Obama took some precious TV bully pulpit prime time and wasted it.  He could have reassured the nation and announced that he would invoke the 14th Amendment and unilaterally raise the debt ceiling. Of course, that would not have been in keeping with the maintenance of National Crisis Mode, and would have ruined the 11th hour rescue in which he unilaterally orders the Debt Ceiling raised anyway, and makes us all so grateful we will become true believers in cutting Medicare and Medicaid and Social Security to save them.  Instead of mouthing the same tired platitudes of shared family sacrifice and timidly "asking" hedge fund managers to pay just a little more, he could have called for an increase in the FICA tax on only the first hundred grand to "protect Social Security for future generations." (Congressman Dennis Kucinich is pointing to the many occasions when Candidate O promised just this option.)


Kucinich asks: "In a lifetime, will our party have journeyed from the New Deal to the Raw Deal?"


Exactly.... and the journey to perdition is commencing at such breathtaking speed, we are left sitting open-mouthed, not knowing what has even hit us. Or, as Paul Krugman put it in his blog today: "Meh, Bleh and Eek."

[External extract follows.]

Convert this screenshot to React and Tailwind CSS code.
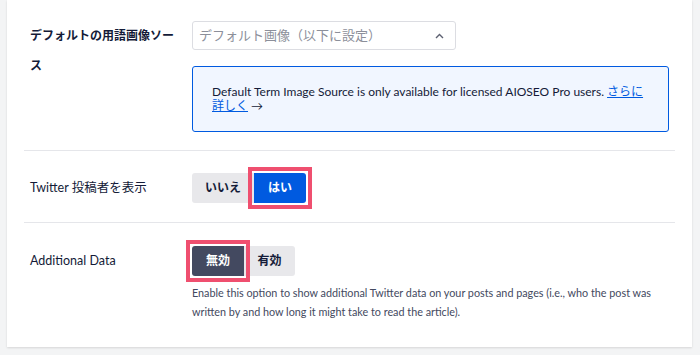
export default function App() {
  return (
    <div className="h-[355px] w-[700px] bg-[#f3f4f5] pl-[7px] pr-[8px] font-['Lato','Noto_Sans_CJK_JP',sans-serif] text-[#141b38]">
      <div className="h-[347px] bg-white px-[17px] shadow-[0_1px_2px_rgba(0,0,0,0.12)]">
        {/* default term image source */}
        <div className="flex border-b border-[#e5e6ea] pt-[21px] pb-[18px] pl-[6px]">
          <div className="w-[162px] shrink-0 pr-[12px] text-[12px] font-bold leading-[30px]">
            デフォルトの用語画像ソース
          </div>
          <div className="flex flex-col">
            <div className="flex h-[29px] w-[264px] items-center justify-between rounded-[3px] border border-[#dcdde2] pl-[6px] pr-[11px] text-[13px] text-[#8c8f9a]">
              <span>デフォルト画像（以下に設定）</span>
              <svg width="9" height="6" viewBox="0 0 9 6" fill="none">
                <polyline points="1,5 4.5,1.5 8,5" stroke="#5c6070" strokeWidth="1.4" />
              </svg>
            </div>
            <div className="mt-[16px] w-[477px] rounded-[3px] border border-[#005ae0] bg-[#f1f6ff] py-[18px] pl-[19px] pr-[16px] text-[12px] leading-[14px] text-[#141b38]">
              Default Term Image Source is only available for licensed AIOSEO Pro users.{" "}
              <a href="#" className="text-[#005ae0] underline">
                <span className="whitespace-nowrap">さらに</span>
                <br />
                詳しく
              </a>{" "}
              →
            </div>
          </div>
        </div>

        {/* twitter author */}
        <div className="flex items-center border-b border-[#e5e6ea] pt-[22px] pb-[19px] pl-[6px]">
          <div className="w-[162px] shrink-0 text-[12.5px]">Twitter 投稿者を表示</div>
          <div className="flex">
            <button className="h-[30px] w-[62px] rounded-l-[3px] bg-[#e8e8eb] text-[12px] font-bold text-[#141b38]">
              いいえ
            </button>
            <button className="relative h-[30px] w-[52px] rounded-r-[3px] bg-[#005ae0] text-[12px] font-bold text-white">
              はい
              <span className="absolute -inset-[6px] border-4 border-[#ef4f6f]" />
            </button>
          </div>
        </div>

        {/* additional data */}
        <div className="flex pt-[23px] pl-[6px]">
          <div className="w-[162px] shrink-0 pt-[6px] text-[12.5px]">Additional Data</div>
          <div className="flex flex-col">
            <div className="flex">
              <button className="relative h-[30px] w-[52px] rounded-l-[3px] bg-[#434960] text-[12px] font-bold text-white">
                無効
                <span className="absolute -inset-[6px] border-4 border-[#ef4f6f]" />
              </button>
              <button className="h-[30px] w-[51px] rounded-r-[3px] bg-[#e8e8eb] text-[12px] font-bold text-[#141b38]">
                有効
              </button>
            </div>
            <p className="mt-[7px] text-[10.8px] leading-[19px] text-[#434960]">
              Enable this option to show additional Twitter data on your posts and pages (i.e., who the post was
              <br />
              written by and how long it might take to read the article).
            </p>
          </div>
        </div>
      </div>
    </div>
  );
}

Update: Speaking of mendacity and cluelessness, Dean Baker now writes that Obama committed a real bad gaffe (or lied) about the origins of the deficit. Obama blamed the trillions number purely on the Bush tax cuts and wars. But according to Baker:


The huge deficits came about entirely as a result of the economic downturn brought about by the collapse of the housing bubble. This misunderstanding of the origins of the budget deficit could explain President Obama’s willingness to make large cuts to core social welfare programs, like Social Security, Medicare and Medicaid.
Do you think that Obama's "misunderstanding" has anything to do with the fact that his treasury secretary, Timothy Geithner, was chairman of the NY Fed during the bubble and collapse --  that he was asleep at the switch or complicit when the banks were recklessly funding and investing in and selling toxic subprime mortgages?  Or that his current Chief of Staff, Megabanker Bill Daley, was on the board of the public/private Fannie Mae when it was buying up Countrywide mortgages and enriching its CEOs with obscene bonuses even as it too burst from the bubble of its own  greed?  The Oval Office is a corporate racket, notwithstanding the equally corrupt lunatics of the Republican wing of the Uniparty.  Obama's minions are among the tangled web of culprits who helped cause the suffering that just won't stop, the ones who left we the taxpayers holding the bag. Not only have they never been held to account, they have been rewarded with the job of running the  country.  And yet we still wonder why Obama is doing nothing about jobs for the rest of us.